**Required work**
Lines containing the string "styles" are to be counted. Write only how many there are.

**Supplied material**
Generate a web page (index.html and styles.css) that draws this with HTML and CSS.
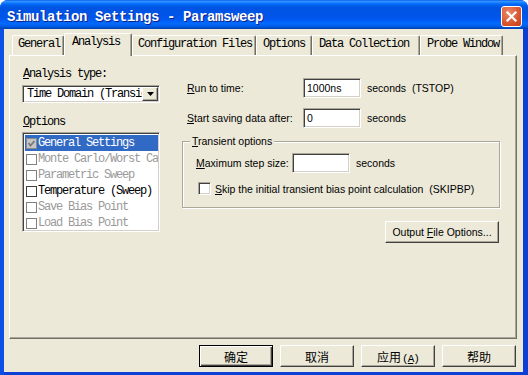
FILE: index.html
```html
<!DOCTYPE html>
<html lang="zh-CN">
<head>
  <meta charset="UTF-8" />
  <title>Simulation Settings - Paramsweep</title>
  <link rel="stylesheet" href="styles.css">
</head>
<body>
  <div class="window">
    <div class="titlebar">
      <span class="title">Simulation Settings - Paramsweep</span>
      <span class="close">
        <svg width="13" height="13" viewBox="0 0 13 13"><path d="M2.5 2.5 L10.5 10.5 M10.5 2.5 L2.5 10.5" stroke="#fff" stroke-width="2.2" stroke-linecap="square" fill="none"/></svg>
      </span>
    </div>

    <div class="client">
      <div class="tabs">
        <div class="tab tab-general">General</div>
        <div class="tab tab-analysis active">Analysis</div>
        <div class="tab tab-config">Configuration Files</div>
        <div class="tab tab-options">Options</div>
        <div class="tab tab-data">Data Collection</div>
        <div class="tab tab-probe">Probe Window</div>
      </div>

      <div class="panel">
        <div class="left">
          <div class="mono-label"><u>A</u>nalysis type:</div>
          <div class="select">
            <span class="select-text">Time Domain (Transient)</span>
            <span class="drop">
              <svg width="7" height="4" viewBox="0 0 7 4"><path d="M0 0 H7 L3.5 4 Z" fill="#000"/></svg>
            </span>
          </div>
          <div class="mono-label options-label"><u>O</u>ptions</div>
          <div class="listbox">
            <div class="item selected">
              <span class="cb checked">
                <svg width="9" height="9" viewBox="0 0 9 9"><path d="M1.5 4 L3.5 6.5 L7.5 2" stroke="#7a7a7a" stroke-width="1.8" fill="none"/></svg>
              </span>General Settings
            </div>
            <div class="item disabled"><span class="cb"></span>Monte Carlo/Worst Case</div>
            <div class="item disabled"><span class="cb"></span>Parametric Sweep</div>
            <div class="item"><span class="cb"></span>Temperature (Sweep)</div>
            <div class="item disabled"><span class="cb"></span>Save Bias Point</div>
            <div class="item disabled"><span class="cb"></span>Load Bias Point</div>
          </div>
        </div>

        <div class="right">
          <div class="row">
            <span class="field-label"><u>R</u>un to time:</span>
            <span class="input">1000ns</span>
            <span class="unit">seconds&nbsp; (TSTOP)</span>
          </div>
          <div class="row row-gap">
            <span class="field-label"><u>S</u>tart saving data after:</span>
            <span class="input">0</span>
            <span class="unit">seconds</span>
          </div>

          <div class="group">
            <div class="group-title"><u>T</u>ransient options</div>
            <div class="row">
              <span class="field-label short"><u>M</u>aximum step size:</span>
              <span class="input"></span>
              <span class="unit">seconds</span>
            </div>
            <div class="check-row">
              <span class="check"></span>
              <span><u>S</u>kip the initial transient bias point calculation&nbsp; (SKIPBP)</span>
            </div>
          </div>

          <div class="btn-row">
            <span class="btn output-btn"><span>Output <u>F</u>ile Options...</span></span>
          </div>
        </div>
      </div>

      <div class="footer">
        <span class="btn cjk default">确定</span>
        <span class="btn cjk">取消</span>
        <span class="btn cjk"><span>应用<span class="accel">(<u>A</u>)</span></span></span>
        <span class="btn cjk">帮助</span>
      </div>
    </div>
  </div>
</body>
</html>
```

FILE: styles.css
```css
* { box-sizing: border-box; }
body {
  margin: 0;
  width: 528px;
  height: 375px;
  overflow: hidden;
  background: #fff;
}
.window {
  width: 528px;
  height: 375px;
  display: flex;
  flex-direction: column;
  background: linear-gradient(to right, #0a50e4 0, #0a50e4 4px, #0b3fd6 4px);
  border-radius: 8px 8px 0 0;
  overflow: hidden;
}
.titlebar {
  height: 29px;
  flex: none;
  display: flex;
  align-items: center;
  padding: 4px 6px 0 7px;
  background: linear-gradient(to bottom, #0058ee 0%, #3593ff 4%, #288eff 7%, #127dff 10%, #036ffc 13%, #0262ee 17%, #0057e5 24%, #0054e3 30%, #0055eb 60%, #005bf5 70%, #026afe 80%, #0062ef 88%, #0052d6 94%, #0040ab 100%);
}
.title {
  flex: 1;
  font: bold 14px "Liberation Mono", monospace;
  letter-spacing: -0.4px;
  color: #fff;
  text-shadow: 1px 1px #0f1f86;
  white-space: nowrap;
}
.close {
  width: 21px;
  height: 21px;
  display: flex;
  align-items: center;
  justify-content: center;
  border: 1px solid #fff;
  border-radius: 3px;
  background: radial-gradient(circle at 35% 30%, #e98a6c, #d8542f 60%, #c23c17);
}

.client {
  flex: 1;
  margin: 0 5px 3px 4px;
  background: #ece9d8;
  display: flex;
  flex-direction: column;
}

/* tabs */
.tabs {
  display: flex;
  align-items: flex-end;
  height: 23px;
  margin-top: 4px;
  margin-bottom: -1px;
  padding-left: 8px;
  position: relative;
  z-index: 1;
}
.tab {
  height: 20px;
  margin-bottom: 1px;
  padding: 1px 0 0 5px;
  line-height: 14px;
  font-family: "Liberation Mono", monospace;
  font-size: 12px;
  letter-spacing: -1.2px;
  color: #000;
  background: #ece9d8;
  border-top: 1px solid #fff;
  border-left: 1px solid #fff;
  border-right: 1px solid #716f64;
  border-radius: 2px 2px 0 0;
  box-shadow: inset -1px 0 #aca899;
  white-space: nowrap;
}
.tab.active {
  height: 23px;
  margin-bottom: 0;
  padding-left: 7px;
}
.tab-general { width: 52px; }
.tab-analysis { width: 68px; }
.tab-config { width: 124px; }
.tab-options { width: 56px; padding-left: 6px; }
.tab-data { width: 108px; padding-left: 6px; }
.tab-probe { width: 83px; padding-left: 6px; }

.panel {
  height: 284px;
  margin: 0 6px 0 5px;
  display: flex;
  align-items: flex-start;
  border-top: 1px solid #fff;
  border-left: 1px solid #fff;
  border-right: 1px solid #716f64;
  border-bottom: 1px solid #716f64;
  box-shadow: inset -1px -1px #aca899;
}

/* left column */
.left {
  width: 138px;
  margin-left: 12px;
  padding-top: 11px;
}
.mono-label,
.select,
.listbox {
  font-family: "Liberation Mono", "Noto Sans CJK SC", monospace;
  font-size: 12px;
  letter-spacing: -1.2px;
}
.mono-label {
  line-height: 14px;
  padding-left: 1px;
  white-space: nowrap;
}
.select {
  margin-top: 4px;
  height: 18px;
  display: flex;
  background: #fff;
  border-top: 1px solid #aca899;
  border-left: 1px solid #aca899;
  border-right: 1px solid #fff;
  border-bottom: 1px solid #fff;
  box-shadow: inset 1px 1px #404040, inset -1px -1px #d4d0c8;
  padding: 1px;
}
.select-text {
  flex: 1;
  overflow: hidden;
  white-space: nowrap;
  line-height: 14px;
  padding-left: 3px;
}
.drop {
  width: 16px;
  height: 14px;
  display: flex;
  align-items: center;
  justify-content: center;
  background: #ece9d8;
  border-top: 1px solid #fff;
  border-left: 1px solid #fff;
  border-right: 1px solid #404040;
  border-bottom: 1px solid #404040;
  box-shadow: inset -1px -1px #aca899;
}
.options-label { margin-top: 12px; }
.listbox {
  margin-top: 3px;
  height: 100px;
  overflow: hidden;
  background: #fff;
  border-top: 1px solid #aca899;
  border-left: 1px solid #aca899;
  border-right: 1px solid #fff;
  border-bottom: 1px solid #fff;
  box-shadow: inset 1px 1px #404040, inset -1px -1px #d4d0c8;
  padding: 2px 1px 1px 2px;
}
.item {
  height: 16px;
  display: flex;
  align-items: center;
  white-space: nowrap;
  overflow: hidden;
  padding-left: 1px;
  color: #000;
}
.item.selected {
  background: #316ac5;
  color: #fff;
}
.item.disabled { color: #9a9a9a; }
.cb {
  width: 11px;
  height: 11px;
  flex: none;
  margin-right: 1px;
  border: 1px solid #808080;
  background: #fff;
  display: flex;
  align-items: center;
  justify-content: center;
}
.item:not(.disabled):not(.selected) .cb { border-color: #3c3c3c; }
.cb.checked {
  background: #c6c6c6;
  border-color: #8a8a8a;
}

/* right column */
.right {
  width: 318px;
  margin-left: 22px;
  padding-top: 22px;
  font-family: "Liberation Sans", Arial, sans-serif;
  font-size: 10.5px;
  color: #000;
}
.row {
  display: flex;
  align-items: center;
  height: 20px;
}
.row-gap { margin-top: 10px; }
.field-label {
  width: 121px;
  padding-left: 5px;
  white-space: nowrap;
}
.field-label.short {
  width: 96px;
  padding-left: 0;
}
.input {
  width: 58px;
  height: 20px;
  background: #fff;
  border-top: 1px solid #aca899;
  border-left: 1px solid #aca899;
  border-right: 1px solid #fff;
  border-bottom: 1px solid #fff;
  box-shadow: inset 1px 1px #404040, inset -1px -1px #d4d0c8;
  padding-left: 3px;
  line-height: 18px;
}
.unit {
  margin-left: 6px;
  white-space: nowrap;
}
.group {
  margin-top: 13px;
  height: 67px;
  border: 1px solid #aca899;
  box-shadow: inset 1px 1px #fff, 1px 1px #fff;
  padding: 0 0 0 13px;
}
.group-title {
  width: fit-content;
  margin: -7px 0 0 -6px;
  padding: 0 2px;
  line-height: 13px;
  background: #ece9d8;
}
.group .row { margin-top: 5px; }
.check-row {
  display: flex;
  align-items: center;
  height: 13px;
  margin-top: 9px;
  margin-left: 2px;
  white-space: nowrap;
}
.check {
  width: 13px;
  height: 13px;
  margin-right: 4px;
  background: #fff;
  border-top: 1px solid #aca899;
  border-left: 1px solid #aca899;
  border-right: 1px solid #fff;
  border-bottom: 1px solid #fff;
  box-shadow: inset 1px 1px #404040, inset -1px -1px #d4d0c8;
}
.btn-row {
  display: flex;
  justify-content: flex-end;
  margin-top: 13px;
  padding-right: 1px;
}

.btn {
  display: flex;
  align-items: center;
  justify-content: center;
  height: 22px;
  background: #ece9d8;
  border-top: 1px solid #fff;
  border-left: 1px solid #fff;
  border-right: 1px solid #404040;
  border-bottom: 1px solid #404040;
  box-shadow: inset -1px -1px #aca899;
  white-space: nowrap;
}
.output-btn { width: 114px; }

.footer {
  display: flex;
  justify-content: flex-end;
  gap: 7px;
  padding: 6px 7px 0 0;
}
.cjk {
  width: 74px;
  font-family: "Noto Sans CJK SC", sans-serif;
  font-size: 12px;
  color: #000;
}
.btn.default {
  border: 1px solid #000;
  box-shadow: inset 1px 1px #fff, inset -1px -1px #404040, inset -2px -2px #aca899;
}
.accel {
  font-family: "Liberation Mono", monospace;
  font-size: 11px;
  letter-spacing: -1px;
  margin-left: 1px;
}
```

**In response**
3